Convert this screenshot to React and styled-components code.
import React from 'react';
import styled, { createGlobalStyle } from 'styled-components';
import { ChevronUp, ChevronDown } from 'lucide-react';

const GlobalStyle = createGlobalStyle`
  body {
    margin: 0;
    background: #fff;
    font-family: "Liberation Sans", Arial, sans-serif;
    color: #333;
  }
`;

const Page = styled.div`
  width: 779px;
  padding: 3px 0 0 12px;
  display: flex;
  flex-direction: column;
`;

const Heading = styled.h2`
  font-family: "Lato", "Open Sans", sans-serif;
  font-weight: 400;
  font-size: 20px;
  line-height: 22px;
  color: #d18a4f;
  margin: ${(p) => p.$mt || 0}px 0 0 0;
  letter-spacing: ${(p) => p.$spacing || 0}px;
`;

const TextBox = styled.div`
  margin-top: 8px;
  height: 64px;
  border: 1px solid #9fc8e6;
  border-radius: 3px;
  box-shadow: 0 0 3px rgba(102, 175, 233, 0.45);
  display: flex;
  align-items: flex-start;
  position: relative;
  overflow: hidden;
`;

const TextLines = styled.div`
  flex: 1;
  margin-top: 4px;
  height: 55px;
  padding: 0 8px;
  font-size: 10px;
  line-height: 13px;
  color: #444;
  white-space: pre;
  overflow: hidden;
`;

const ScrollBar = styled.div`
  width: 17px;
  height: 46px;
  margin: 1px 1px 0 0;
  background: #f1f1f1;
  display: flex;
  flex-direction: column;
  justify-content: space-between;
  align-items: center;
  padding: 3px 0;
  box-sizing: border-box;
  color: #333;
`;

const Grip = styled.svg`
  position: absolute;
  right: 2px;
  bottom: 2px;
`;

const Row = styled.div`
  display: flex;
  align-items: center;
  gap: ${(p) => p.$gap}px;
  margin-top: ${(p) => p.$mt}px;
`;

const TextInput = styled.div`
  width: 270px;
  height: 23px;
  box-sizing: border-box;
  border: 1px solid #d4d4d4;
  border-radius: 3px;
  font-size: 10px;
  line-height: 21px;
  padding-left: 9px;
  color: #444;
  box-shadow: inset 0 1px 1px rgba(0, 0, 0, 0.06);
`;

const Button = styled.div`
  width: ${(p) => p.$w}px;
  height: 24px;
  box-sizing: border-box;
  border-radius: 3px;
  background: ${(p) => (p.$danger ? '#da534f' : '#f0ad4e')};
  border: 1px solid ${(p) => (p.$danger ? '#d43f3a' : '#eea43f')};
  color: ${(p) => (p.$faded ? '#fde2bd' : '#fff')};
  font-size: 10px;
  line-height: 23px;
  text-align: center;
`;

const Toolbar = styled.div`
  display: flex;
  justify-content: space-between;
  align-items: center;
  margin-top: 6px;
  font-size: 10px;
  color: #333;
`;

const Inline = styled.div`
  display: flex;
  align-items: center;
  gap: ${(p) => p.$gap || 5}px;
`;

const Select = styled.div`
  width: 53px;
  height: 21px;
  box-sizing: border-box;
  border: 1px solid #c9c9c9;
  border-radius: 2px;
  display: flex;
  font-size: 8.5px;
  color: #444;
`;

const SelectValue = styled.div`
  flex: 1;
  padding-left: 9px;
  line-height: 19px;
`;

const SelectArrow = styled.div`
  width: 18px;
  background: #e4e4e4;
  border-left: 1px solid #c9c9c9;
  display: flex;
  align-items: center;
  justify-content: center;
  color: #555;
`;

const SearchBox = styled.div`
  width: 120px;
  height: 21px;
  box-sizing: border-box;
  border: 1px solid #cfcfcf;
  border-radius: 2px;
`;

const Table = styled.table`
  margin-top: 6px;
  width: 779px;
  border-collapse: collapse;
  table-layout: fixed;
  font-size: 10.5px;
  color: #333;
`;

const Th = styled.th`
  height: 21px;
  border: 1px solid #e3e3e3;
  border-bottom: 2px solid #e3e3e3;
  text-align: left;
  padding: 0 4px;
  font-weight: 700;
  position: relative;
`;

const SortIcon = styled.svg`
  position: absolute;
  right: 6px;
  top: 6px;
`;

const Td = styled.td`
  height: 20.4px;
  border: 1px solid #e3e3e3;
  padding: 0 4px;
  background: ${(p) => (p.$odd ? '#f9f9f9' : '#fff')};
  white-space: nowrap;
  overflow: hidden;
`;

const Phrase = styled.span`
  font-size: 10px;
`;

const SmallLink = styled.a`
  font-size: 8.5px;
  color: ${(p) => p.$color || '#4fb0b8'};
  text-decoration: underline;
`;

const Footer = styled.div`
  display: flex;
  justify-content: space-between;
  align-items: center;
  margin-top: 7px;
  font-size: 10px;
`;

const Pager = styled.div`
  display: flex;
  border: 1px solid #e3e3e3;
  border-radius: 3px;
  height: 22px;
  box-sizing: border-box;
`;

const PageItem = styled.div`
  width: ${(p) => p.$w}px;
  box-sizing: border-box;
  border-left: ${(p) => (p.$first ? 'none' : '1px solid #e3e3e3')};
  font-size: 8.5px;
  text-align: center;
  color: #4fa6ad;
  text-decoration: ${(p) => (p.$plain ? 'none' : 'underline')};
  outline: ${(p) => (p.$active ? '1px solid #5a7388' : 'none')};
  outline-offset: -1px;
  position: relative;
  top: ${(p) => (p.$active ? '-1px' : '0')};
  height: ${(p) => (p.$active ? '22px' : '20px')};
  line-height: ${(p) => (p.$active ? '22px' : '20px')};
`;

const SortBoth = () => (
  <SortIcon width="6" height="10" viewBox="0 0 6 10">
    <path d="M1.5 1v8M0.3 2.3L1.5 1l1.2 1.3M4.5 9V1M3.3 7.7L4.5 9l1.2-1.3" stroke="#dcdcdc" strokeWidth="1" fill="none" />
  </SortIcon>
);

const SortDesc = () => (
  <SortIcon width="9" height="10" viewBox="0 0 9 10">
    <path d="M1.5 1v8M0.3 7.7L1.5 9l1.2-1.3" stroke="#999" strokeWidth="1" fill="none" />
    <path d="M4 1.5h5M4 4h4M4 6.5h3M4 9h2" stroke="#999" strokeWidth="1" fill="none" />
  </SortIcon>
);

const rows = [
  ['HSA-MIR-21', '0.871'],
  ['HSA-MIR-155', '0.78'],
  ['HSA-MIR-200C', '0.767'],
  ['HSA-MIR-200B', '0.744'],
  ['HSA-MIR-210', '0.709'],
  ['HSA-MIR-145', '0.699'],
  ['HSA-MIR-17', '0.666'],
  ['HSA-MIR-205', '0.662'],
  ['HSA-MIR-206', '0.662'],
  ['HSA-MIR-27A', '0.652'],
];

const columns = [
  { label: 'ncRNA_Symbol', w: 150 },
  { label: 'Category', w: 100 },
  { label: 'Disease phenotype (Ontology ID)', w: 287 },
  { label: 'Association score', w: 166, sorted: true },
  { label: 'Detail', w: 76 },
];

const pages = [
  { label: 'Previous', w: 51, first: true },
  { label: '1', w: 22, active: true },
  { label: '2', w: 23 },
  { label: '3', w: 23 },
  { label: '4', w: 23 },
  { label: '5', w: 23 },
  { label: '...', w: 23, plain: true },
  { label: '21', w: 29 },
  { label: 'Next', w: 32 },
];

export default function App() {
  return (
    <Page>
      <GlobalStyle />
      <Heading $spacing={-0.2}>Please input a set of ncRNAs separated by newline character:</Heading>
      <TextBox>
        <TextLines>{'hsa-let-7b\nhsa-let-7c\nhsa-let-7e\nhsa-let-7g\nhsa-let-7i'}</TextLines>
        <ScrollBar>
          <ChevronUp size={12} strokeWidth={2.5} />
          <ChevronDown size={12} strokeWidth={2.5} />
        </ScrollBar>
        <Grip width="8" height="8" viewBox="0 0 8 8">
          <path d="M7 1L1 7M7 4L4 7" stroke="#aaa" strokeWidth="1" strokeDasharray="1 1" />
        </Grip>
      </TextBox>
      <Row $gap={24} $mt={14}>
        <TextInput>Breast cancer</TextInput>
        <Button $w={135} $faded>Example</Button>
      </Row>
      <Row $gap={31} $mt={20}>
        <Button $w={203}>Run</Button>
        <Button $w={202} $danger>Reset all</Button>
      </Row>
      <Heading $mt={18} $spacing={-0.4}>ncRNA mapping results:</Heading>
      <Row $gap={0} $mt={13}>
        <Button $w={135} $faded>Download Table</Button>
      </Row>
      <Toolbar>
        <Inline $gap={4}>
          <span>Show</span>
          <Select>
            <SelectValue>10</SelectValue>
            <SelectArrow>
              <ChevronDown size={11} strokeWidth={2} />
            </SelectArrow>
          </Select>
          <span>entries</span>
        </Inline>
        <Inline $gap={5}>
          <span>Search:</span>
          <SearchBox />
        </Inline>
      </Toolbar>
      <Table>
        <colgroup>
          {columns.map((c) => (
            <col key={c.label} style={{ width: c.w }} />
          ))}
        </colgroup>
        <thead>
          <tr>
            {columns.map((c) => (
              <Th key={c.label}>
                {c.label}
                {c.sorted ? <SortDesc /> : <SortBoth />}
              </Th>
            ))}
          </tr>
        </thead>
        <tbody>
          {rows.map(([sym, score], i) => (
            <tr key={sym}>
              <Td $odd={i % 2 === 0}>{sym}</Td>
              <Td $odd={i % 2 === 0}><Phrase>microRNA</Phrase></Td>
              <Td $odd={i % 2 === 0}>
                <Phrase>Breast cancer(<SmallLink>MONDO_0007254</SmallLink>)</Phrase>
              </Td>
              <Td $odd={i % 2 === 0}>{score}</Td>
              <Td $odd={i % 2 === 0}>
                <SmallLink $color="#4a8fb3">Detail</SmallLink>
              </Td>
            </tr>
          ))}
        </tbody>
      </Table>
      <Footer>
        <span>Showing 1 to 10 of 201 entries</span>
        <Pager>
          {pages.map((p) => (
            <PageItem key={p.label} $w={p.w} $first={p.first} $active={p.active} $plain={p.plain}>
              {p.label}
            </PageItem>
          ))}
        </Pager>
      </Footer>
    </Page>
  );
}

□ □ □ □ □

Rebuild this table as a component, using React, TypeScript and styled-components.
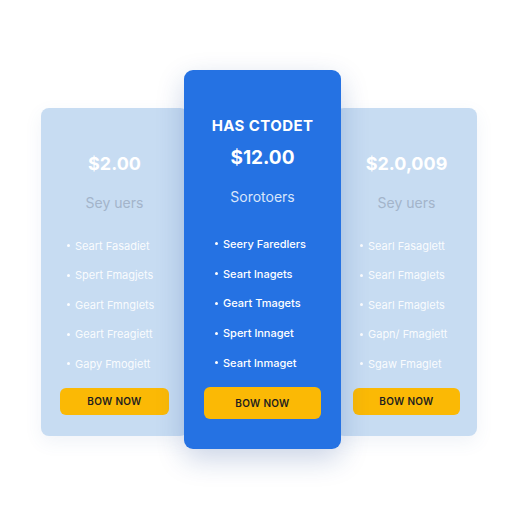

□ □ □ □ □

Select all lines with the word "components" from the entries above.

• **Exercise solution**:
Convert this screenshot to React and styled-components code.
import styled, { createGlobalStyle } from 'styled-components';
Rebuild this table as a component, using React, TypeScript and styled-components.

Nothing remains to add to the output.